Propionibacterium acnes can take on an intracellular lifestyle. |
The immunological response triggered by P. acnes can be far-reaching. In the 1980s, back when P. acnes was called Corynebacterium parvum, researchers found that killed suspensions of the bacteria, injected into mice, caused 80% to 100% suppression of tumor growth. The dead bacteria stimulated the murine immune system to the point where mice could fight off cancer. Why this technique has not been used for human cancer treatment, I don't know. (It might be because it's too cheap and too easy. What do you think?)
In recent years, researchers have been finding P. acnes in the lumbar discs of back patients, typically at the rate of 40% to 50%. (About half of patients don't have the bacterium.) Simply finding the bacterium in discs doesn't prove a causal role for P. acnes in back pain, of course, but in a double-blind randomized controlled trial involving back patients who got either placebo or amoxicillin for 100 days, the amoxicillin-treated patients did better (both over the 100 days and a year later), which tends to suggest that P. acnes might well be playing a causal role in back pain.

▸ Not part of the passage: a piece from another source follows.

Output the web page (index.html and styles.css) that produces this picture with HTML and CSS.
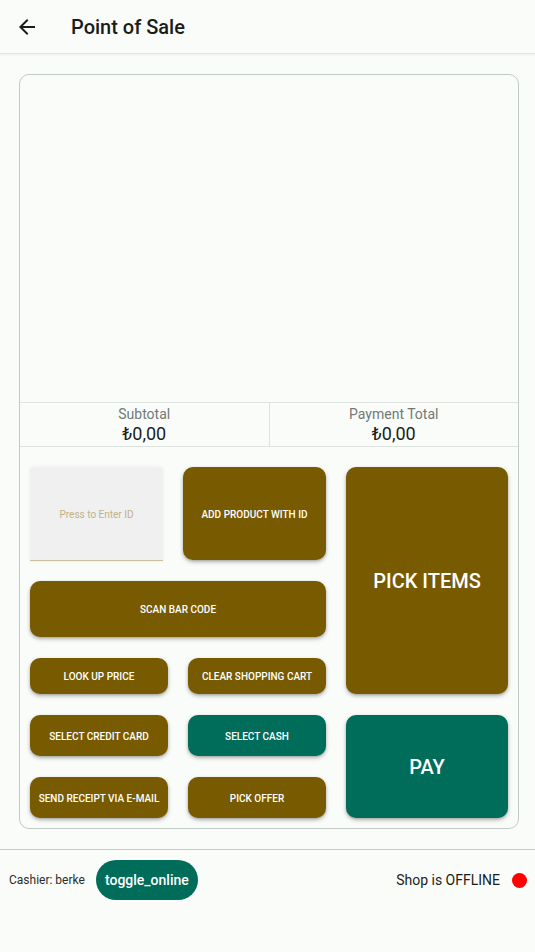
FILE: index.html
```html
<!DOCTYPE html>
<html lang="en">
<head>
<meta charset="utf-8">
<title>Point of Sale</title>
<link rel="stylesheet" href="styles.css">
</head>
<body>
<header class="appbar">
  <button class="back" aria-label="Back">
    <svg width="24" height="24" viewBox="0 0 24 24"><path d="M20 11H7.83l5.59-5.59L12 4l-8 8 8 8 1.41-1.41L7.83 13H20v-2z" fill="#1a1c19"/></svg>
  </button>
  <h1 class="title">Point of Sale</h1>
</header>

<main class="card">
  <div class="cart"></div>
  <div class="totals">
    <div class="total">
      <span class="total-label">Subtotal</span>
      <span class="total-value">₺0,00</span>
    </div>
    <div class="total">
      <span class="total-label">Payment Total</span>
      <span class="total-value">₺0,00</span>
    </div>
  </div>
  <div class="controls">
    <div class="left">
      <div class="row row-top">
        <div class="id-input">Press to Enter ID</div>
        <button class="btn brown add">ADD PRODUCT WITH ID</button>
      </div>
      <button class="btn brown scan">SCAN BAR CODE</button>
      <div class="row row-small">
        <button class="btn brown">LOOK UP PRICE</button>
        <button class="btn brown">CLEAR SHOPPING CART</button>
      </div>
      <div class="row row-mid">
        <button class="btn brown">SELECT CREDIT CARD</button>
        <button class="btn teal">SELECT CASH</button>
      </div>
      <div class="row row-mid">
        <button class="btn brown">SEND RECEIPT VIA E-MAIL</button>
        <button class="btn brown">PICK OFFER</button>
      </div>
    </div>
    <div class="right">
      <button class="btn brown big pick">PICK ITEMS</button>
      <button class="btn teal big pay">PAY</button>
    </div>
  </div>
</main>

<footer class="footer">
  <div class="footer-left">
    <span class="cashier">Cashier: berke</span>
    <button class="pill">toggle_online</button>
  </div>
  <div class="footer-right">
    <span class="status">Shop is OFFLINE</span>
    <span class="dot"></span>
  </div>
</footer>
</body>
</html>
```

FILE: styles.css
```css
* { box-sizing: border-box; }

html, body {
  margin: 0;
  padding: 0;
  background: #fafcf9;
  font-family: Roboto, "Liberation Sans", Arial, sans-serif;
  color: #1a1c19;
}

.appbar {
  height: 54px;
  display: flex;
  align-items: center;
  background: #fafcf9;
  border-bottom: 1px solid #e3e6e2;
  box-shadow: 0 1px 2px rgba(0, 0, 0, 0.06);
}

.back {
  width: 24px;
  height: 24px;
  margin-left: 15px;
  padding: 0;
  border: 0;
  background: none;
  display: flex;
}

.title {
  margin: 0 0 0 32px;
  font-size: 20px;
  font-weight: 500;
  line-height: 24px;
  color: #1a1c19;
}

.card {
  margin: 20px 0 0 19px;
  width: 500px;
  height: 755px;
  border: 1px solid #c2cac5;
  border-radius: 10px;
  background: #fafcf9;
  display: flex;
  flex-direction: column;
}

.cart {
  height: 327px;
}

.totals {
  display: flex;
  height: 45px;
  border-top: 1px solid #dde3df;
  border-bottom: 1px solid #dde3df;
}

.total {
  flex: 1;
  display: flex;
  flex-direction: column;
  align-items: center;
  padding-top: 3px;
}

.total + .total {
  border-left: 1px solid #dde3df;
}

.total-label {
  font-size: 14px;
  line-height: 16px;
  color: #727974;
}

.total-value {
  font-size: 18px;
  line-height: 24px;
  color: #1a1c19;
}

.controls {
  display: flex;
  gap: 20px;
  padding: 20px 10px 10px 10px;
}

.left {
  width: 296px;
  display: flex;
  flex-direction: column;
  gap: 21px;
}

.right {
  width: 162px;
  display: flex;
  flex-direction: column;
  gap: 21px;
}

.row {
  display: flex;
  gap: 20px;
}

.row-top { height: 93px; }
.row-small { height: 36px; }
.row-mid { height: 41px; }

.row-small .btn,
.row-mid .btn {
  flex: 1;
}

.btn {
  border: 0;
  border-radius: 10px;
  color: #ffffff;
  font-family: Roboto, "Liberation Sans", Arial, sans-serif;
  font-size: 10px;
  font-weight: 500;
  letter-spacing: 0;
  padding: 1px 4px 0 4px;
  box-shadow: 0 2px 4px rgba(0, 0, 0, 0.28), 0 1px 2px rgba(0, 0, 0, 0.12);
  white-space: nowrap;
}

.brown { background: #785a00; }
.teal { background: #006c5a; }

.id-input {
  width: 133px;
  height: 94px;
  padding-top: 1px;
  background: #f0f0f0;
  border-bottom: 1px solid #cdbf9b;
  border-radius: 4px 4px 0 0;
  display: flex;
  align-items: center;
  justify-content: center;
  font-size: 10px;
  color: #c1b18a;
  box-shadow: 0 0 4px rgba(0, 0, 0, 0.06);
}

.add { width: 143px; }

.scan { height: 56px; }

.big {
  font-size: 20px;
  font-weight: 500;
}

.pick { height: 227px; }
.pay { height: 103px; }

.footer {
  margin-top: 20px;
  border-top: 1px solid #c4ccc7;
  display: flex;
  justify-content: space-between;
  align-items: center;
  padding: 10px 8px 0 9px;
}

.footer-left {
  display: flex;
  align-items: center;
  gap: 11px;
}

.cashier {
  font-size: 12px;
  color: #2a2c2a;
}

.pill {
  height: 40px;
  padding: 0 8px;
  border: 0;
  border-radius: 20px;
  background: #006c5a;
  color: #ffffff;
  font-family: Roboto, "Liberation Sans", Arial, sans-serif;
  font-size: 14px;
  font-weight: 500;
  width: 102px;
}

.footer-right {
  display: flex;
  align-items: center;
  gap: 12px;
}

.status {
  font-size: 14px;
  color: #1a1c19;
}

.dot {
  width: 15px;
  height: 15px;
  border-radius: 50%;
  background: #ff0000;
}
```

People hurt their backs (to a greater or lesser degree) all the time without experiencing huge pain or lasting damage, but in a certain proportion of cases, disc herniation leads to Type 1 Modic Change (so-called bone edema) in nearby vertebrae, and at that point you're almost guaranteed to be in excruciating pain. But antibiotics might obviate the need for surgery, in at least some cases.
The nuclear material of intervertebral discs is an ideal place for P. acnes (an anaerobe) to grow, because it's warm, nutrient-rich, and (with no vascular content) oxygen-depleted. The question of how P. acnes finds its way into a disc in the first place is an interesting one (which I discuss in my post at Big Think). The short answer is, there's a ton of P. acnes in your mouth, especially if you happen to be (how shall we say?) not very attentive to oral hygiene, and bacteria can enter the bloodstream directly via the gums when you brush your teeth or have them professionally cleaned (or when a dentist picks and pokes at your teeth with one of those sharp pointy thingies). Almost any dental event, even vigorous brushing, can lead to a transient bactermia. Your spleen and white blood cells will clear bacterial cells from your blood very quickly, of course, and there are factors in your blood that are chemotoxic to most bacteria, but if a few P. acnes cells happen to stay in your blood long enough to find an inflammation zone in your body (where they can take up residency), you could be in trouble. By "inflammation zone," I mean an inflamed joint, a catheter or shunt, an implant of any kind, or any irritated tissue, really. Did you recently hurt your back? That counts.
Because even tooth brushing poses a significant risk of bacteremia, you may want to consider investing in a stock of mouthwash and using it before every brushing, to cut the live-bacteria count down and thus reduce your risk of lumbar disc infection, endocarditis, sarcoidosis, acne, and other bacteremic sequelae involving P. acnes. If you think I'm being alarmist, fine; you're entitled to your opinion. For me, it's mouthwash five times a day.